Patent law is simple enough; it's reality that's complicated. Every situation grades smoothly into another one, so that there's never a sharp demarcation between what's in and what's out - hence the disputes.

The rules of tennis are simple enough too. If the ball hits on one side of a line it's in, the other side, it's out. The problem is that a blistering serve doesn't just bounce, it skids, leaving a streak that spans the line. In, or out? That's not a bad analogy to many of the disputes in patent law.

I'm speaking generically, here, not to this particular case, for which I don't know the facts. Examiners do blow it, to be sure, but it's rare that an examiner considers a directly on-point reference and then ignores it.

Qetzal,

Typical method of use claims cover a new use of a known compound, which is fair enough (although usually hard to enforce). Delmuth's type of method claim (essentially providing therapy by hitting a target, but without providing any compounds that actually do so) sounds like that of the Univ. of Rochester, whose corresponding claim was recently rejected by a Federal district court.

To your point regarding patenting the idea, it sounds as though there is a strong obviousness argument to be made against Delmuth's claims. (Obviousness in this context does not have its colloquial meaning, which would result in endless arguments; it means someone contributed one piece, and in a written document someone suggested combining that piece with the other critical piece that makes up the invention. Here, Holst's in vitro data plus his suggestion of a treatment for diabetes qualify.)

So my advice to Delmuth would be, cash the checks from Merck and J&J fast.

Permalink to Comment

4. Clay on May 11, 2004 5:13 PM writes...

Hi Derek

Assuming the purpose of patent laws is to encourage innovation (by protecting its value), Demuth's patent might be appropriate.

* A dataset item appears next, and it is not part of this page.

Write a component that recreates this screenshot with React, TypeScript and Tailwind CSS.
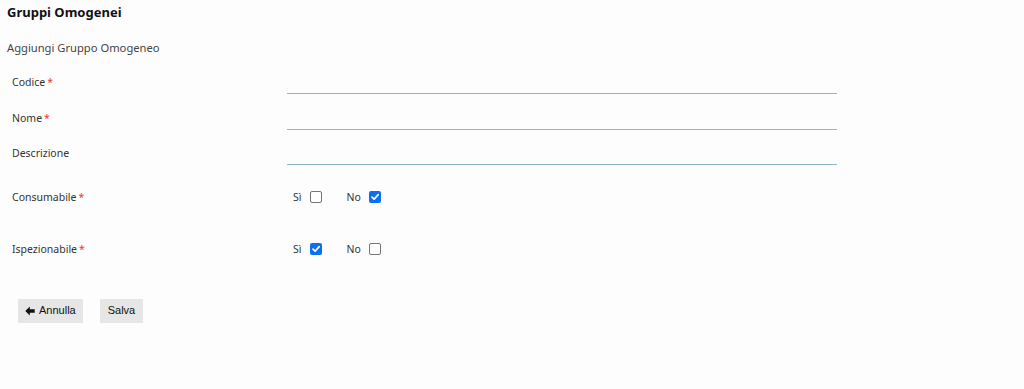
import React from 'react'

const font = { fontFamily: '"Noto Sans", "Open Sans", sans-serif' }

function Box({ checked }: { checked: boolean }) {
  if (checked) {
    return (
      <span className="inline-flex h-[12px] w-[12px] items-center justify-center rounded-[2px] bg-[#0b6ff2]">
        <svg width="10" height="10" viewBox="0 0 10 10" fill="none">
          <path d="M2 5.2 L4.1 7.2 L8.2 2.6" stroke="white" strokeWidth="1.7" strokeLinecap="round" strokeLinejoin="round" />
        </svg>
      </span>
    )
  }
  return <span className="inline-block h-[12px] w-[12px] rounded-[2px] border border-[#767676] bg-white" />
}

function Req() {
  return <span className="ml-[2px] text-[#e53935]">*</span>
}

function TextRow({ label, required }: { label: string; required?: boolean }) {
  return (
    <div className="flex h-[35.5px] items-start">
      <div className="w-[275px] pt-[15px] text-[10.5px] leading-[14px] text-[#333]">
        {label}
        {required && <Req />}
      </div>
      <div className="mt-[33px] h-[1px] w-[550px] bg-[#8fb6c4]" />
    </div>
  )
}

function CheckRow({ label, yes }: { label: string; yes: boolean }) {
  return (
    <div className="flex items-center text-[10.5px] leading-[14px] text-[#333]">
      <div className="w-[275px]">
        {label}
        <Req />
      </div>
      <div className="flex items-center pl-[6px]">
        <span className="mr-[9px]">Sì</span>
        <Box checked={yes} />
        <span className="ml-[24px] mr-[8px]">No</span>
        <Box checked={!yes} />
      </div>
    </div>
  )
}

export default function App() {
  return (
    <div className="min-h-[389px] w-full bg-[#fdfdfd]" style={font}>
      <div className="px-[7px] pt-[3px]">
        <h1 className="text-[13px] font-bold leading-[18px] text-[#111]">Gruppi Omogenei</h1>
        <p className="mt-[19px] text-[11.2px] leading-[16px] text-[#444]">Aggiungi Gruppo Omogeneo</p>
      </div>
      <div className="pl-[12px] pt-[4px]">
        <TextRow label="Codice" required />
        <TextRow label="Nome" required />
        <TextRow label="Descrizione" />
        <div className="mt-[23px] flex flex-col gap-[38px]">
          <CheckRow label="Consumabile" yes={false} />
          <CheckRow label="Ispezionabile" yes={true} />
        </div>
      </div>
      <div className="flex gap-[17px] pl-[18px] pt-[43px]" style={{ fontFamily: '"Liberation Sans", Arial, sans-serif' }}>
        <button className="flex h-[24px] items-center gap-[4px] bg-[#e6e6e6] px-[7px] text-[11px] text-[#111]">
          <svg width="10" height="10" viewBox="0 0 10 10">
            <path d="M0.3 5 L4.8 0.6 L4.8 3.2 L9.7 3.2 L9.7 6.8 L4.8 6.8 L4.8 9.4 Z" fill="#111" />
          </svg>
          Annulla
        </button>
        <button className="h-[24px] bg-[#e6e6e6] px-[8px] text-[11px] text-[#111]">Salva</button>
      </div>
    </div>
  )
}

You could argue that he wouldn't have identified the relationship between DP-IV and diabetes if he hadn't believed that the knowledge would be worth something.

Did he? That's where any value lies, it seems. If he didn't, then he's only restating someone else's findings, and that's worth very little, certainly not a patent. I mean, obviously inhibiting a disease pathway will inhibit the disease.

Even if he did make the discovery, it gives him huge power over the development DP-IV inhibitors. Or does it? How much is his discovery worth in comparison with the drug development process? I suppose you could ignore his patent and let a patent court decide how to apportion any profits. I don't know if that's how patent courts work though.

Permalink to Comment

5. Richard on May 14, 2004 10:15 PM writes...

"an important signaling protein called GLP-1 (that stands for glucagon-like-peptide 1, which shows you how fuzzy a lot of biochemical nomenclature can be."

Ha! C. elegans labs universally understand "GLP-1" to mean the product of the first of the "abnormal germline proliferation" worm genes. This is utterly unrelated to glucagon-like peptide 1, of course.

Permalink to Comment

6. OCB on July 7, 2004 1:38 PM writes...

Delmuth's patent doesn't teach anyone what the inhibitor of DDP-IV looks like, where to go to find one, how to make one. Effectively there is a lack of the written description needed to enable one skilled in the art to practice the claimed invention without undue experimentation. No?